─── Records to process ───

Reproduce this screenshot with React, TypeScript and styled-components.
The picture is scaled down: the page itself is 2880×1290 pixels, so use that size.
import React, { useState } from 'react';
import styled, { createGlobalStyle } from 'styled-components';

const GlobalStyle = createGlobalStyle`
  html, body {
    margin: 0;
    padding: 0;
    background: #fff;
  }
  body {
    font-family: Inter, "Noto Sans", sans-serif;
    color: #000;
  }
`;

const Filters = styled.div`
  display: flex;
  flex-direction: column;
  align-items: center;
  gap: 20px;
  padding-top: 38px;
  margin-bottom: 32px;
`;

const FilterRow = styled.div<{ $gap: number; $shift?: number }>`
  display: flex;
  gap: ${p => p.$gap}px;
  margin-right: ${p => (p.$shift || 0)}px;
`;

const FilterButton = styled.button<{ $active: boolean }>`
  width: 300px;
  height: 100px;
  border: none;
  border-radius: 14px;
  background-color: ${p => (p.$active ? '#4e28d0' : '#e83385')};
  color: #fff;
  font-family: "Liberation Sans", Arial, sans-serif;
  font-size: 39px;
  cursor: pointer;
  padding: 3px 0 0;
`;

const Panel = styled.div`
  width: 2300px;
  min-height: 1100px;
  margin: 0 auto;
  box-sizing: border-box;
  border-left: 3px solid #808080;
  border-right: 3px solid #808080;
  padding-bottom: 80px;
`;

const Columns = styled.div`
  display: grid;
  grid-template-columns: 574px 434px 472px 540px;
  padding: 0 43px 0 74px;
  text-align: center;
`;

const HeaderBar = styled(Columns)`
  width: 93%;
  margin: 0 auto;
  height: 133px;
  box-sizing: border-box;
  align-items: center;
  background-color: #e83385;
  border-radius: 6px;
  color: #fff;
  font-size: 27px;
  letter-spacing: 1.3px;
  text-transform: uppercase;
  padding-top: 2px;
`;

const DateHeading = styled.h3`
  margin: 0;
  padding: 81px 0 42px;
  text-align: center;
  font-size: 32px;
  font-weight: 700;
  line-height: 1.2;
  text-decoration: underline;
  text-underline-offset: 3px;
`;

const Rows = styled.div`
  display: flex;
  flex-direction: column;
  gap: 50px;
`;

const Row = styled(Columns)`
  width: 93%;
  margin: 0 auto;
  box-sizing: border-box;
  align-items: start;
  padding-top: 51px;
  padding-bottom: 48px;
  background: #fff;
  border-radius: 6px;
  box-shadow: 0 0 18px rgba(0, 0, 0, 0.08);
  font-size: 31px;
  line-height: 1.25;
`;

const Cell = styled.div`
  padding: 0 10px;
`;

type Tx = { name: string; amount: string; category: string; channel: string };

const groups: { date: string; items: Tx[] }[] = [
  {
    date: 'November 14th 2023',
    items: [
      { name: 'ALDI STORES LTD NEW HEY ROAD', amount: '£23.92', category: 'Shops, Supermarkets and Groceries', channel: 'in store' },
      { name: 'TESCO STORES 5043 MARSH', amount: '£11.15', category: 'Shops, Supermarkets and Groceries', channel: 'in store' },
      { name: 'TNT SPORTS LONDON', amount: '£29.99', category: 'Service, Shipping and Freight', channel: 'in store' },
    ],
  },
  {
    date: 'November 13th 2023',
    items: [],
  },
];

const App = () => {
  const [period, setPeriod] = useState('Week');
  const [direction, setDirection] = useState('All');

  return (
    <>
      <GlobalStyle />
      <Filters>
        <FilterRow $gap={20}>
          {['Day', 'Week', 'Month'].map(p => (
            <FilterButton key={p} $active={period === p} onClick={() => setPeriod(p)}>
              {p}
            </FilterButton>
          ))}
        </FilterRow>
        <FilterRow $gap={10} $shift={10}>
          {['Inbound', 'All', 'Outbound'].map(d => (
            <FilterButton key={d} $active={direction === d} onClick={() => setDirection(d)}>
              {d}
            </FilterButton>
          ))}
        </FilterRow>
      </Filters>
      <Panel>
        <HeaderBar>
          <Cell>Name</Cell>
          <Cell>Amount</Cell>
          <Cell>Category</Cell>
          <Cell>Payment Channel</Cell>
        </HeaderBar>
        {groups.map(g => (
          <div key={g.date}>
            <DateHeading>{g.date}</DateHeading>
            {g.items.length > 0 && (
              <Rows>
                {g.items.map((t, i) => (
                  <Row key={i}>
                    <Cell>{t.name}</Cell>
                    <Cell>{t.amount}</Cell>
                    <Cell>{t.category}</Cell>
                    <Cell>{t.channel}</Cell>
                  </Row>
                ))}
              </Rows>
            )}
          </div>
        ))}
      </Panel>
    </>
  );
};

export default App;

───
─── Records to process ───

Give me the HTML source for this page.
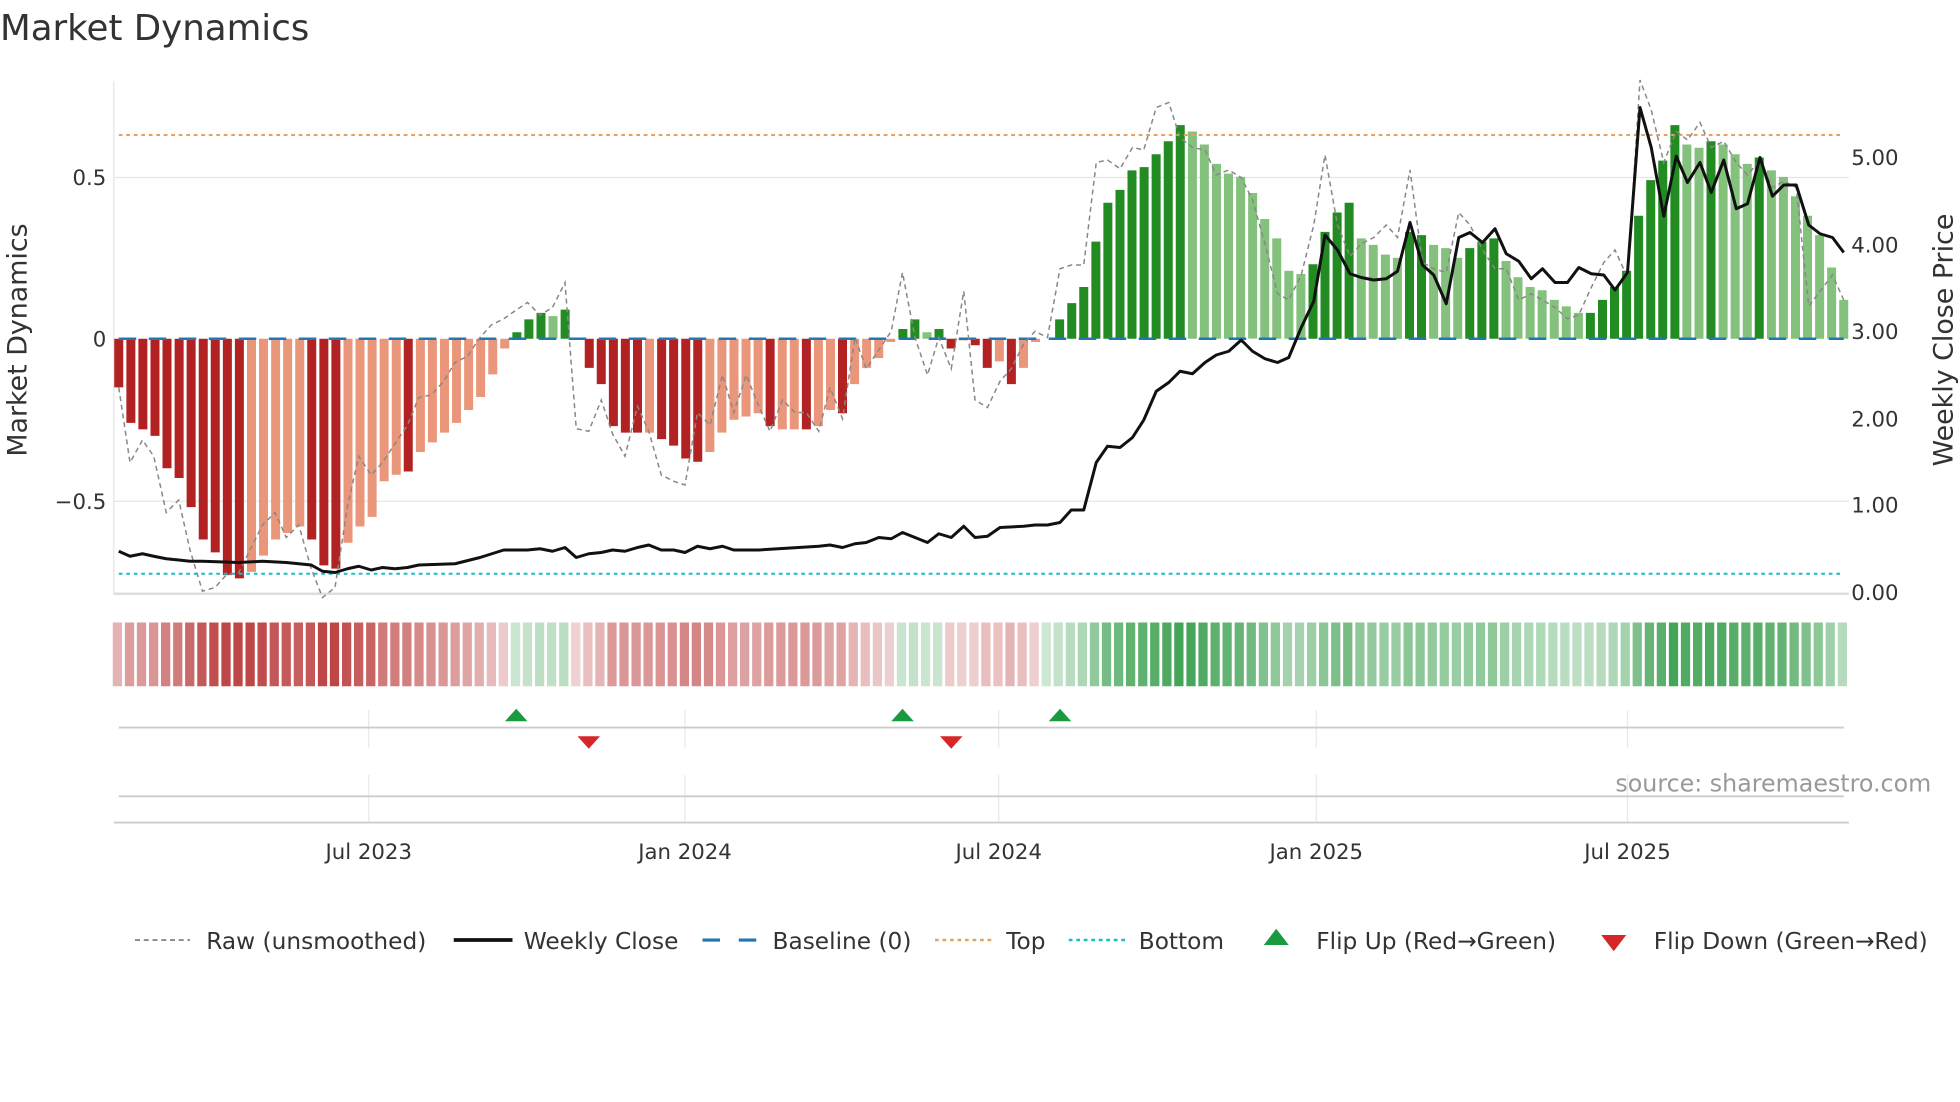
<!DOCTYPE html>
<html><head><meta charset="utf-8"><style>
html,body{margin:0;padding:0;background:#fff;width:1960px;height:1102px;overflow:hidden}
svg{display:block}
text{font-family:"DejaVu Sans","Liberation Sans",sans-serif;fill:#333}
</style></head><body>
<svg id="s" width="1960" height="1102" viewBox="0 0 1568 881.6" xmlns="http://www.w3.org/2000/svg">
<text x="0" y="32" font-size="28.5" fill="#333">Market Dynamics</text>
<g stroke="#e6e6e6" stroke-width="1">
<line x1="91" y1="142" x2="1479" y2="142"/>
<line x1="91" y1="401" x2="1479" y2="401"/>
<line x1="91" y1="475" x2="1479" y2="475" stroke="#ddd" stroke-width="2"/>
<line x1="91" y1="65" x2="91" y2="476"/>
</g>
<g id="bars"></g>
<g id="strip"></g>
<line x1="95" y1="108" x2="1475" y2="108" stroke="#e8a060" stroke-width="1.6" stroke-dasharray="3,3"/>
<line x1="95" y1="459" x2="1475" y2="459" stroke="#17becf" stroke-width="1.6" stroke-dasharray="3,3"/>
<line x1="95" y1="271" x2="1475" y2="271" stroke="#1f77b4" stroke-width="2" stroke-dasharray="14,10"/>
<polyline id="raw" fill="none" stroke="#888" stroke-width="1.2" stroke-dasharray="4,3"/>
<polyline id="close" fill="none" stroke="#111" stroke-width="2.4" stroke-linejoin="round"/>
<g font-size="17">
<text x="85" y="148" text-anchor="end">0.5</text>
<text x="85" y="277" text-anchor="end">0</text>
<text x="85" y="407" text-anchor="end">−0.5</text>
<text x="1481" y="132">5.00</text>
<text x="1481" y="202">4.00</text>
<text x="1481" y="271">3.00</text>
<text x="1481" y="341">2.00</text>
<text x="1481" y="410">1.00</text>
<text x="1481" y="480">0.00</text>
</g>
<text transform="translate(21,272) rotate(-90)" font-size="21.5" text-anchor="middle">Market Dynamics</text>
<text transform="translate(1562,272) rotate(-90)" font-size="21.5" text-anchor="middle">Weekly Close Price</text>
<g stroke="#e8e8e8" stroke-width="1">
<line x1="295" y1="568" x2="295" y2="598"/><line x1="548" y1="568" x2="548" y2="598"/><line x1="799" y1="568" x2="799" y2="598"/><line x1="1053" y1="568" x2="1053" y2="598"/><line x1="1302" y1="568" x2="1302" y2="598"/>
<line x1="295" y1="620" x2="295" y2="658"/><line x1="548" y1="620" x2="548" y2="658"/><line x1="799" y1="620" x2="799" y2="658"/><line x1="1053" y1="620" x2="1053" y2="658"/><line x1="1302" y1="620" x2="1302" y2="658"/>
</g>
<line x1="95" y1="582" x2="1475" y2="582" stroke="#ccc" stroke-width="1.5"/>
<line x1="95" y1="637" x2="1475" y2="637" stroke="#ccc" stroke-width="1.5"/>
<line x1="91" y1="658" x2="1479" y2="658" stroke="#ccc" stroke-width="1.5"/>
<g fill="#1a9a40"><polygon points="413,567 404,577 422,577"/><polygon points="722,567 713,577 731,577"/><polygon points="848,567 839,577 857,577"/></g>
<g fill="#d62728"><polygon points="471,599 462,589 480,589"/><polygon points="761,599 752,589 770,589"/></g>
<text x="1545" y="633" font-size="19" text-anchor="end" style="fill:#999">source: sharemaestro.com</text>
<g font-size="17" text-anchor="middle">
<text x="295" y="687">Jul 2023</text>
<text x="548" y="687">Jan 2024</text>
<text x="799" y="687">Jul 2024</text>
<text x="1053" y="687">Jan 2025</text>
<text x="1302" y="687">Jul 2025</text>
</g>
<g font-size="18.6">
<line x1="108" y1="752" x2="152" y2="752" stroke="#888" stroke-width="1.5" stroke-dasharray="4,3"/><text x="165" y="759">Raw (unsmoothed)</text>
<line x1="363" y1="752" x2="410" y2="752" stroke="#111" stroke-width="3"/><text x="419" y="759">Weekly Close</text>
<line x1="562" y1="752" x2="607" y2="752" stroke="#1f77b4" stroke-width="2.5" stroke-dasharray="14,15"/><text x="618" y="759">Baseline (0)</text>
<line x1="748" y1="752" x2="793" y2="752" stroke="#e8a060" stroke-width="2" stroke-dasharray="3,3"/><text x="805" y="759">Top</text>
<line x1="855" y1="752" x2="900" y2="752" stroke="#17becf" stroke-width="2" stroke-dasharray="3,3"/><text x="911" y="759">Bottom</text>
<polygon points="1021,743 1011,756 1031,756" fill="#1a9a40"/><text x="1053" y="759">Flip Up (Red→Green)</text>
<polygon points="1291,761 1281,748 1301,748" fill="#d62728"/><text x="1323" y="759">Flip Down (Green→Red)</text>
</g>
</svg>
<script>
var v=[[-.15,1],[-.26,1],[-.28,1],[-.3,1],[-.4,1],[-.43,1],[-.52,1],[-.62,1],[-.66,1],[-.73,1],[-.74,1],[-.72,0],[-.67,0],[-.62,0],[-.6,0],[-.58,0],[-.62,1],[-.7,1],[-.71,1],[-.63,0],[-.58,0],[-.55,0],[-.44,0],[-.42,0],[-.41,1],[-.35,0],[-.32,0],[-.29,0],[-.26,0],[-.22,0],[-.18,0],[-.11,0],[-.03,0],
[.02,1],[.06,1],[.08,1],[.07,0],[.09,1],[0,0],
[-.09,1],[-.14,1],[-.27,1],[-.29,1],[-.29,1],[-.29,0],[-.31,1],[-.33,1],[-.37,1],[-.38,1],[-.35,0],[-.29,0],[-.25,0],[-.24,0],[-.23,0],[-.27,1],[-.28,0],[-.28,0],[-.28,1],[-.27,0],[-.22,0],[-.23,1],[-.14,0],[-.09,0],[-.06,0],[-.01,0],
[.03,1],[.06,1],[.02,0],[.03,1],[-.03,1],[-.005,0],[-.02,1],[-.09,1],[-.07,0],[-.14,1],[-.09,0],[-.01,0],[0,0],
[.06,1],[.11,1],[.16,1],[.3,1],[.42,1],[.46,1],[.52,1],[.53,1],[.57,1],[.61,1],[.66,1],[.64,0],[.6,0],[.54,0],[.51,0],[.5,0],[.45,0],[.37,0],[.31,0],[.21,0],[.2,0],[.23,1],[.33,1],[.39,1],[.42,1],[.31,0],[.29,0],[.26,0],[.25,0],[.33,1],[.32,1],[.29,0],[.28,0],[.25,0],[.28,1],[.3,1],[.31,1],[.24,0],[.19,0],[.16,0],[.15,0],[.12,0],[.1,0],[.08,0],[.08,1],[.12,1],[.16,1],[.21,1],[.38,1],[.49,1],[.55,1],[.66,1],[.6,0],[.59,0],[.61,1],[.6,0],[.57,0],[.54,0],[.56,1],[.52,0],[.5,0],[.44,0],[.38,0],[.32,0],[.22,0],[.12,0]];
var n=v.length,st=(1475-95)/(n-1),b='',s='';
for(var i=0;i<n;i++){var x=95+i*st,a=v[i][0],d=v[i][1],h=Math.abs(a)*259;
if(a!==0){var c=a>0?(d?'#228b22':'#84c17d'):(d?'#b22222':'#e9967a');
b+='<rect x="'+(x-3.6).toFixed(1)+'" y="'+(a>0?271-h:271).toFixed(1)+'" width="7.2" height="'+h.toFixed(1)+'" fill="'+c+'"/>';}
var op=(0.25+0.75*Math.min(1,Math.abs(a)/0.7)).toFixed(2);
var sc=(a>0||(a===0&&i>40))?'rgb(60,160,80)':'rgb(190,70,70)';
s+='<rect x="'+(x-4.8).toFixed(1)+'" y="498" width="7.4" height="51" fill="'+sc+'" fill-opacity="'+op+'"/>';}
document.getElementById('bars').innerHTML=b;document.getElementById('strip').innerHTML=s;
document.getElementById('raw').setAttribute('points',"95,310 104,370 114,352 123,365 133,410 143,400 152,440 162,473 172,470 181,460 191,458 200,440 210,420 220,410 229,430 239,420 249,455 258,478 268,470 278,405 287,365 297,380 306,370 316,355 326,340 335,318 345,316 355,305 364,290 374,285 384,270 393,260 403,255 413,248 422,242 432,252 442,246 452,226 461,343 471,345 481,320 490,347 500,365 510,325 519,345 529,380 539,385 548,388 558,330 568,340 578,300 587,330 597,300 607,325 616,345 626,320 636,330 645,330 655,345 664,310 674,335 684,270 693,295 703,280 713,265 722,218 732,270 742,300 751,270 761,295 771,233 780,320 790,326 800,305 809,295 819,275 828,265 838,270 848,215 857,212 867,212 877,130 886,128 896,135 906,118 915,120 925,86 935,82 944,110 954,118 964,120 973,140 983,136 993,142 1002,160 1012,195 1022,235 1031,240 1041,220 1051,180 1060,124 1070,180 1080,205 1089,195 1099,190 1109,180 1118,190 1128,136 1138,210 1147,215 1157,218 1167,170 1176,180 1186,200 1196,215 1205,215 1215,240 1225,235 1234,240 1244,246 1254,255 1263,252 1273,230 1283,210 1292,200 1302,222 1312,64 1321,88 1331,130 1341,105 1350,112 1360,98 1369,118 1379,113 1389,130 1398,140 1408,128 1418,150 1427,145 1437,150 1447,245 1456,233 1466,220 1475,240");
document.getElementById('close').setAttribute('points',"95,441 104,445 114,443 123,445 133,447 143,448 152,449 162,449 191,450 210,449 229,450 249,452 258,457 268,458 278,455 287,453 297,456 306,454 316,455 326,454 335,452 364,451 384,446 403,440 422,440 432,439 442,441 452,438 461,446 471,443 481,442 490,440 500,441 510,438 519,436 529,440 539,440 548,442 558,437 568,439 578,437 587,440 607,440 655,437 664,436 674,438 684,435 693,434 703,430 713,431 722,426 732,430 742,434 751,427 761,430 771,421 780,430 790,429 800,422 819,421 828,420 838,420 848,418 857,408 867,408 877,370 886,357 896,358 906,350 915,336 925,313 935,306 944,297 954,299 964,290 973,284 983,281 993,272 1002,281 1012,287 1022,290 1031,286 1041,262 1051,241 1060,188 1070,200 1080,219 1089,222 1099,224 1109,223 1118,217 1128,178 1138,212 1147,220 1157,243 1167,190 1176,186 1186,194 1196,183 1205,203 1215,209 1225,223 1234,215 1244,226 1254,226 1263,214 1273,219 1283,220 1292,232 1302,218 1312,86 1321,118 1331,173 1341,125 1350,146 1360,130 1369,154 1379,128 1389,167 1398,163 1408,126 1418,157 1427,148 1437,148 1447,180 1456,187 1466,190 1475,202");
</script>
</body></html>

───
─── Records to process ───

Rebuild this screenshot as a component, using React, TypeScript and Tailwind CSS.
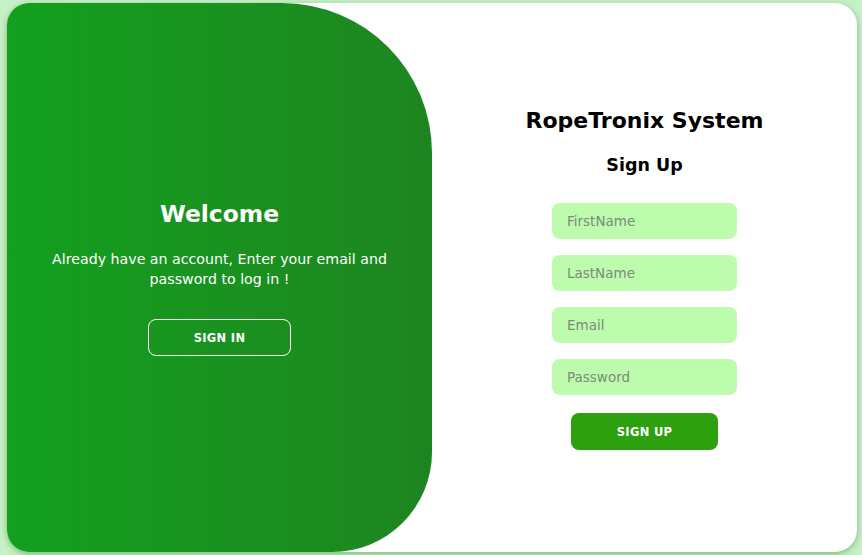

───

[Given task] Identify every line above that includes the word "size", and show those lines.

[Result of the task]
The picture is scaled down: the page itself is 2880×1290 pixels, so use that size.
  font-size: 39px;
  font-size: 27px;
  font-size: 32px;
  font-size: 31px;
<text x="0" y="32" font-size="28.5" fill="#333">Market Dynamics</text>
<g font-size="17">
<text transform="translate(21,272) rotate(-90)" font-size="21.5" text-anchor="middle">Market Dynamics</text>
<text transform="translate(1562,272) rotate(-90)" font-size="21.5" text-anchor="middle">Weekly Close Price</text>
<text x="1545" y="633" font-size="19" text-anchor="end" style="fill:#999">source: sharemaestro.com</text>
<g font-size="17" text-anchor="middle">
<g font-size="18.6">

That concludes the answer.